I am stuck with the following exercise of my textbook:
Cotlar's Identity: For $f\in \mathcal{S}(\mathbb{R})$, we have $(Hf)^2 = f^2 + 2H(f\cdot Hf)$, where $H$ is the Hilbert transform.
The exercise is accompanied by the following hint:
Since $\widehat{Hf}(\xi) = -i\:\text{sgn}(\xi)\hat{f}(\xi)$. Directly compute $$\widehat{Hf}*\widehat{Hf} =\hat{f}*\hat{f} - 2i \: \text{sgn}(\xi)(\hat{f}*\widehat{Hf})$$
But I don't even understand why it's enough to prove the above expression involving convolutions.
The reason it's enough to prove the statement about convolution is that Fourier transform sends products to convolutions. So, the transform of $f^2$ is $\hat f*\hat f$, the transform of $f\, Hf$ is $\hat f*\widehat{Hf}$, and so on. If two expressions have the same Fourier transform, they are equal.

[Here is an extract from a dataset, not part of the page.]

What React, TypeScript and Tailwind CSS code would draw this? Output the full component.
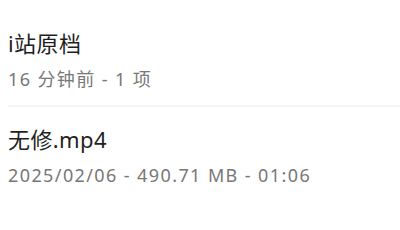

To prove the claimed identity, let's write it in symmetric form $$ \widehat{Hf}*\widehat{Hf} =\hat{f}*\hat{f} - i \, \operatorname{sgn}(\xi)(\hat{f}*\widehat{Hf}) - i \, \operatorname{sgn}(\xi)(\widehat{Hf}*\hat f) \tag1 $$ By the definition of convolution, $$ (\hat{f}*\hat{f})(\xi) = \int_{\mathbb{R}} \hat f(\xi-t)\hat f(t)\,dt $$ Similarly, $$ (\widehat{Hf}*\widehat{Hf})(\xi) = \int_{\mathbb{R}} \widehat{Hf}(\xi-t)\widehat{Hf}(t)\,dt = - \int_{\mathbb{R}} \operatorname{sgn}(\xi-t) \operatorname{sgn}(t) \,\hat f(\xi-t)\hat f(t)\,dt $$ and also $$ i\operatorname{sgn} (\xi) (\hat f*\widehat{Hf})(\xi) = \int_{\mathbb{R}} \operatorname{sgn} (\xi) \operatorname{sgn}(t) \,\hat f(\xi-t)\hat f(t)\,dt $$ $$ i\operatorname{sgn} (\xi) (\widehat{Hf}*\hat f)(\xi) = \int_{\mathbb{R}} \operatorname{sgn} (\xi) \operatorname{sgn}(\xi-t) \,\hat f(\xi-t)\hat f(t)\,dt $$ Comparing these four integrals, we see that (1) boils down to the algebraic identity $$ -\operatorname{sgn}(\xi-t) \operatorname{sgn}(t) = 1 - \operatorname{sgn} (\xi) \operatorname{sgn}(t) - \operatorname{sgn} (\xi) \operatorname{sgn}(\xi-t) \tag2 $$ To verify this, rearrange it as $$ (\operatorname{sgn} (\xi)-\operatorname{sgn}(t)) \operatorname{sgn}(\xi-t) = 1 - \operatorname{sgn} (\xi) \operatorname{sgn}(t) \tag3 $$ If $\xi$ and $t$ have the same sign, both sides of (3) are equal to $0$. If they have opposite signs, both sides of (3) are equal to $2$.
Aside: a much shorter proof comes from complex analysis, according to which $f$ and $Hf$ are the real and imaginary parts of the boundary values of a holomorphic function $u+iv$ in the upper half-plane. Since $(u+iv)^2 = (u^2-v^2) + 2iuv$ is also holomorphic, the Hilbert transform of $f^2-(Hf)^2$ is $2f Hf$. Hence, $H(2fHf) = (Hf)^2 - f^2$.